Opinion
5475
December 4, 2001.
Order, Supreme Court, New York County (Richard Lowe III, J.), entered September 21, 2000, which, insofar as appealed from as limited by the briefs, denied plaintiffs' motion to remove the action from Civil Court to Supreme Court and amended the complaint so as to increase the ad damnum clause from $25,000 to $1 million, unanimously affirmed, without costs.
Peter B. Croly, for plaintiffs-appellants.
Lawrence R. Miles, for defendants-respondents.
Rosenberger, J.P., Nardelli, Mazzarelli, Wallach, Marlow, JJ.
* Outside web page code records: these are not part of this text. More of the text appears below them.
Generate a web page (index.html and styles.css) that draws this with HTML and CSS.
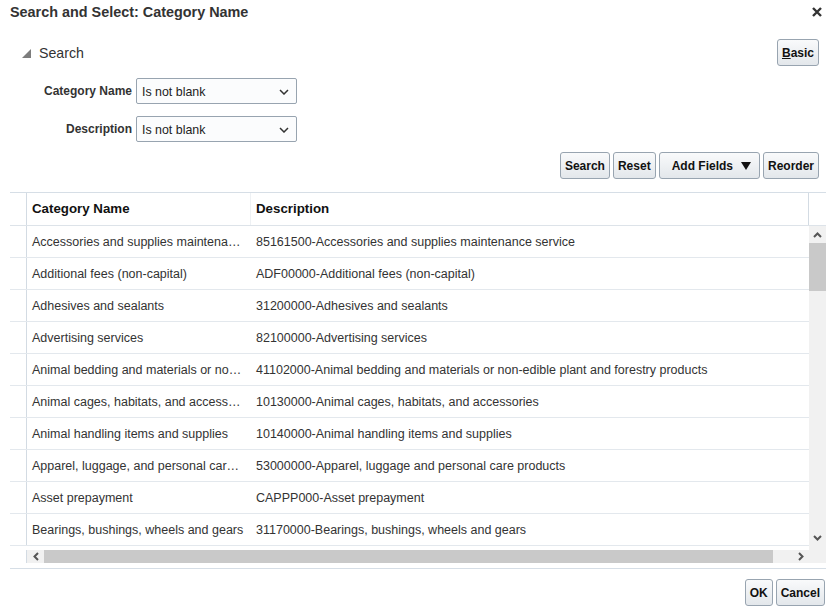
FILE: index.html
```html
<!DOCTYPE html>
<html>
<head>
<meta charset="utf-8">
<title>Search and Select: Category Name</title>
<link rel="stylesheet" href="styles.css">
</head>
<body>
<div class="dialog">
  <div class="titlebar">
    <span class="title">Search and Select: Category Name</span>
    <svg class="close" width="10" height="10" viewBox="0 0 10 10"><path d="M1 1L9 9M9 1L1 9" stroke="#333" stroke-width="2.4" fill="none"/></svg>
  </div>

  <div class="search-row">
    <div class="disclose">
      <svg width="9" height="9" viewBox="0 0 9 9"><polygon points="9,0 9,9 0,9" fill="#7d7d7d"/></svg>
      <span>Search</span>
    </div>
    <button class="btn"><u>B</u>asic</button>
  </div>

  <div class="form">
    <label class="lbl">Category Name</label>
    <div class="select"><span>Is not blank</span><svg width="10" height="6" viewBox="0 0 10 6"><path d="M1 1L5 5L9 1" stroke="#333" stroke-width="1.5" fill="none"/></svg></div>
    <label class="lbl">Description</label>
    <div class="select"><span>Is not blank</span><svg width="10" height="6" viewBox="0 0 10 6"><path d="M1 1L5 5L9 1" stroke="#333" stroke-width="1.5" fill="none"/></svg></div>
  </div>

  <div class="actions">
    <button class="btn">Search</button>
    <button class="btn">Reset</button>
    <button class="btn btn-menu">Add Fields <svg width="10" height="8" viewBox="0 0 10 8"><polygon points="0,0 10,0 5,8" fill="#111"/></svg></button>
    <button class="btn">Reorder</button>
  </div>

  <div class="table">
    <div class="thead">
      <div class="rh"></div>
      <div class="c1 hd">Category Name</div>
      <div class="c2 hd">Description</div>
      <div class="sc"></div>
    </div>
    <div class="tbody">
      <div class="rows">
        <div class="row"><div class="rh"></div><div class="c1">Accessories and supplies maintenance service</div><div class="c2">85161500-Accessories and supplies maintenance service</div></div>
        <div class="row"><div class="rh"></div><div class="c1">Additional fees (non-capital)</div><div class="c2">ADF00000-Additional fees (non-capital)</div></div>
        <div class="row"><div class="rh"></div><div class="c1">Adhesives and sealants</div><div class="c2">31200000-Adhesives and sealants</div></div>
        <div class="row"><div class="rh"></div><div class="c1">Advertising services</div><div class="c2">82100000-Advertising services</div></div>
        <div class="row"><div class="rh"></div><div class="c1">Animal bedding and materials or non-edible plant and forestry products</div><div class="c2">41102000-Animal bedding and materials or non-edible plant and forestry products</div></div>
        <div class="row"><div class="rh"></div><div class="c1">Animal cages, habitats, and accessories</div><div class="c2">10130000-Animal cages, habitats, and accessories</div></div>
        <div class="row"><div class="rh"></div><div class="c1">Animal handling items and supplies</div><div class="c2">10140000-Animal handling items and supplies</div></div>
        <div class="row"><div class="rh"></div><div class="c1">Apparel, luggage, and personal care products</div><div class="c2">53000000-Apparel, luggage and personal care products</div></div>
        <div class="row"><div class="rh"></div><div class="c1">Asset prepayment</div><div class="c2">CAPPP000-Asset prepayment</div></div>
        <div class="row"><div class="rh"></div><div class="c1">Bearings, bushings, wheels and gears</div><div class="c2">31170000-Bearings, bushings, wheels and gears</div></div>
      </div>
      <div class="vscroll">
        <div class="arrow"><svg width="9" height="6" viewBox="0 0 9 6"><path d="M1 5L4.5 1.5L8 5" stroke="#555" stroke-width="2" fill="none"/></svg></div>
        <div class="vthumb"></div>
        <div class="vtrack"></div>
        <div class="arrow"><svg width="9" height="6" viewBox="0 0 9 6"><path d="M1 1L4.5 4.5L8 1" stroke="#555" stroke-width="2" fill="none"/></svg></div>
      </div>
      <div class="hscroll">
        <div class="hgap"></div>
        <div class="harrow"><svg width="6" height="9" viewBox="0 0 6 9"><path d="M5 1L1.5 4.5L5 8" stroke="#555" stroke-width="2" fill="none"/></svg></div>
        <div class="hthumb"></div>
        <div class="htrack"></div>
        <div class="harrow"><svg width="6" height="9" viewBox="0 0 6 9"><path d="M1 1L4.5 4.5L1 8" stroke="#555" stroke-width="2" fill="none"/></svg></div>
      </div>
      <div class="corner"></div>
    </div>
  </div>

  <div class="footer">
    <button class="btn">OK</button>
    <button class="btn">Cancel</button>
  </div>
</div>
</body>
</html>
```

FILE: styles.css
```css
html, body {
  margin: 0;
  padding: 0;
  background: #fff;
}
body {
  font-family: "Liberation Sans", Arial, sans-serif;
  color: #333;
}
.dialog {
  width: 836px;
  height: 614px;
  overflow: hidden;
}
.titlebar {
  height: 23px;
  display: flex;
  align-items: center;
  justify-content: space-between;
  padding: 0 14px 0 10px;
}
.title {
  font-weight: bold;
  font-size: 14.4px;
  color: #333;
}
.close {
  display: block;
}
.search-row {
  display: flex;
  align-items: center;
  justify-content: space-between;
  height: 27px;
  margin-top: 16px;
  padding: 0 17px 0 22px;
}
.disclose {
  display: flex;
  align-items: center;
  gap: 8px;
  font-size: 14.2px;
  color: #333;
}
.disclose svg {
  display: block;
  margin-top: 1px;
}
.btn {
  height: 27px;
  box-sizing: border-box;
  border: 1px solid #98a4b0;
  border-radius: 3px;
  background: linear-gradient(#f9fafb, #e3e7eb);
  font-family: "Liberation Sans", Arial, sans-serif;
  font-weight: bold;
  font-size: 12px;
  color: #111;
  padding: 0 4px;
  display: inline-flex;
  align-items: center;
  justify-content: center;
  margin: 0;
}
.btn u {
  text-decoration: underline;
}
.btn-menu {
  padding: 0 8px 0 12px;
  gap: 8px;
}
.btn-menu svg {
  display: block;
}
.form {
  display: grid;
  grid-template-columns: 132px 161px;
  column-gap: 4px;
  row-gap: 12px;
  align-items: center;
  margin-top: 12px;
}
.lbl {
  text-align: right;
  font-weight: bold;
  font-size: 12px;
  color: #333;
}
.select {
  height: 26px;
  box-sizing: border-box;
  border: 1px solid #98a4b0;
  border-radius: 2px;
  background: #fbfcfd;
  display: flex;
  align-items: center;
  justify-content: space-between;
  padding: 1px 7px 0 5px;
  font-size: 12.4px;
  color: #222;
}
.select svg {
  display: block;
}
.actions {
  display: flex;
  justify-content: flex-end;
  gap: 3px;
  margin-top: 10px;
  padding-right: 17px;
}
.table {
  margin: 13px 10px 0;
  border-top: 1px solid #d6dee6;
  border-bottom: 1px solid #d6dee6;
  padding-bottom: 5px;
}
.thead {
  display: flex;
  height: 33px;
  box-sizing: border-box;
  border-bottom: 1px solid #dde3e9;
}
.rh {
  width: 16px;
  flex: none;
  border-right: 1px solid #d3dbe3;
}
.c1 {
  width: 224px;
  flex: none;
  box-sizing: border-box;
  padding: 1px 5px 0;
  white-space: nowrap;
  overflow: hidden;
  text-overflow: ellipsis;
  display: block;
  line-height: 30px;
}
.c2 {
  flex: 1;
  min-width: 0;
  padding: 1px 5px 0;
  white-space: nowrap;
  overflow: hidden;
  line-height: 30px;
}
.hd {
  font-weight: bold;
  font-size: 13.3px;
  color: #111;
}
.thead .c1 {
  border-right: 1px solid #eef1f4;
}
.thead .c2 {
  border-right: 1px solid #d3dbe3;
}
.sc {
  width: 17px;
  flex: none;
}
.tbody {
  display: grid;
  grid-template-columns: 1fr 17px;
  grid-template-rows: 320px 17px;
}
.rows {
  overflow: hidden;
}
.row {
  display: flex;
  height: 32px;
  box-sizing: border-box;
  border-bottom: 1px solid #e3e8ed;
  font-size: 12.5px;
  color: #333;
}
.vscroll {
  background: #f1f1f1;
  display: flex;
  flex-direction: column;
}
.arrow {
  height: 17px;
  flex: none;
  display: flex;
  align-items: center;
  justify-content: center;
}
.vthumb {
  height: 48px;
  flex: none;
  background: #c9c9c9;
}
.vtrack {
  flex: 1;
}
.hscroll {
  display: flex;
  padding-top: 4px;
  box-sizing: border-box;
}
.hgap {
  width: 16px;
  flex: none;
  border-right: 1px solid #d3dbe3;
}
.harrow {
  width: 17px;
  flex: none;
  background: #f1f1f1;
  display: flex;
  align-items: center;
  justify-content: center;
}
.hthumb {
  width: 729px;
  flex: none;
  background: #c9c9c9;
}
.htrack {
  flex: 1;
  background: #f1f1f1;
}
.corner {
  background: #f1f1f1;
}
.footer {
  display: flex;
  justify-content: flex-end;
  gap: 3px;
  margin-top: 10px;
  padding-right: 11px;
}
```
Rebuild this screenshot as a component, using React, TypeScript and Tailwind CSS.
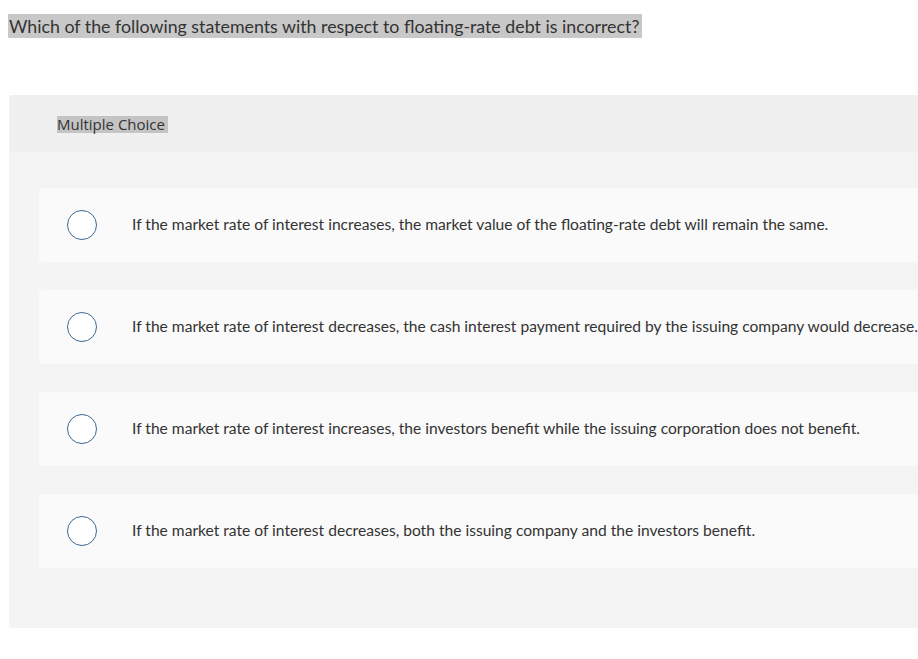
import React from "react";

const options = [
  "If the market rate of interest increases, the market value of the floating-rate debt will remain the same.",
  "If the market rate of interest decreases, the cash interest payment required by the issuing company would decrease.",
  "If the market rate of interest increases, the investors benefit while the issuing corporation does not benefit.",
  "If the market rate of interest decreases, both the issuing company and the investors benefit.",
];

export default function App() {
  return (
    <div className="w-[918px] h-[659px] overflow-hidden bg-white" style={{ fontFamily: "Lato, 'Open Sans', sans-serif" }}>
      <div className="pt-[14px] pl-[8px]">
        <div className="w-fit bg-[#c8c8c8] h-[24px] leading-[24px] pl-[1px] pr-[3px] text-[17.8px] text-[#333]">
          Which of the following statements with respect to floating-rate debt is incorrect?
        </div>
      </div>
      <div className="mt-[57px] ml-[9px] w-[1000px] h-[533px] rounded-[3px] bg-[#f4f4f4] flex flex-col">
        <div className="h-[57px] bg-[#f0f0f0] rounded-t-[3px] pl-[48px] pt-[21px]">
          <div className="w-fit bg-[#c4c4c4] h-[17px] leading-[17px] pr-[3px] text-[15px] text-[#333]" style={{ fontFamily: "'Open Sans', sans-serif" }}>
            Multiple Choice
          </div>
        </div>
        <div className="pl-[30px] pt-[36px] flex flex-col gap-[28px]">
          {options.map((o, i) => (
            <div key={i} className="h-[74px] bg-[#fafafa] rounded-[3px] flex items-center">
              <div className="ml-[28px] w-[30px] h-[30px] rounded-full border-[1.5px] border-[#3d6893] bg-white shrink-0" />
              <div className="ml-[35px] text-[15.6px] text-[#333] whitespace-nowrap">{o}</div>
            </div>
          ))}
        </div>
      </div>
    </div>
  );
}
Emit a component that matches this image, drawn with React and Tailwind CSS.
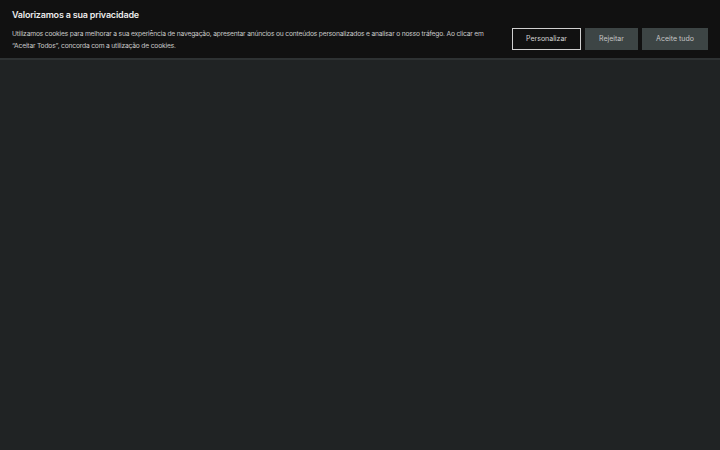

The motion was properly denied for lack of a recent medical affidavit setting forth the nature of plaintiff's injury and its present and future extent and consequences, and whether such were not previously apparent or considered (see, Detrinca v. De Fillippo, 165 A.D.2d 505, 511). We reject plaintiffs' attorneys' argument that the inadequacy of the demand is apparent from the medical reports dated shortly after the accident almost three years before the instant motion was made. We also find the proposed addendum of a derivative cause of action on behalf of a new party to be prejudicial to defendant.
THIS CONSTITUTES THE DECISION AND ORDER OF THE SUPREME COURT, APPELLATE DIVISION, FIRST DEPARTMENT.